Frequently Asked Questions About Condo Insurance Claims

What’s the difference between my HO-6 deductible and my HOA’s master policy deductible?

Your HO-6 deductible is the amount you pay out-of-pocket before your own condo insurance policy starts paying for a covered loss within your unit. The HOA’s master policy deductible is the amount the HOA pays before *their* policy covers damage to common areas or the building structure. HOA deductibles are often much higher, sometimes tens of thousands of dollars.

If a neighbor’s leak damages my condo, whose insurance pays?

Typically, your neighbor’s liability coverage under their HO-6 policy should cover the damage to your unit. However, if they don’t have enough coverage, or if there’s a dispute, you might need to file a claim with your own HO-6 policy. Your insurer might then try to recover the costs from your neighbor’s insurer through a process called subrogation.

What if my claim is denied or I disagree with the settlement amount?

You have the right to appeal your insurer’s decision. Start by formally requesting a review of your claim. Provide any additional documentation or evidence you have. If you still can’t resolve it with your insurer, you can contact the California Department of Insurance (CDI). They can investigate your complaint and help mediate a resolution.

Does my condo insurance cover temporary living expenses if I can’t stay in my unit?

Most HO-6 policies include Additional Living Expenses (ALE) coverage. This pays for increased costs like hotel stays, temporary rent, and extra food expenses if a covered loss makes your condo uninhabitable. Always check your policy’s specific limits for ALE coverage.

How long does the claims process usually take in California?
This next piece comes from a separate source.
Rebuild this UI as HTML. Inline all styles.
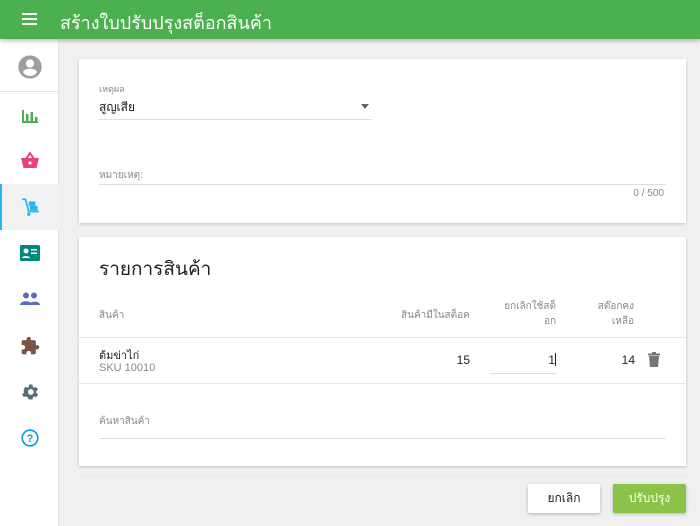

The time frame varies greatly depending on the complexity and severity of the damage. For minor claims, it might be resolved in a few weeks. Major claims, especially those involving significant repairs or multiple parties, can take months, sometimes even longer. California law requires insurers to acknowledge claims promptly and provide reasonable timeframes for investigations and decisions.

This article is for informational purposes only and does not constitute financial advice.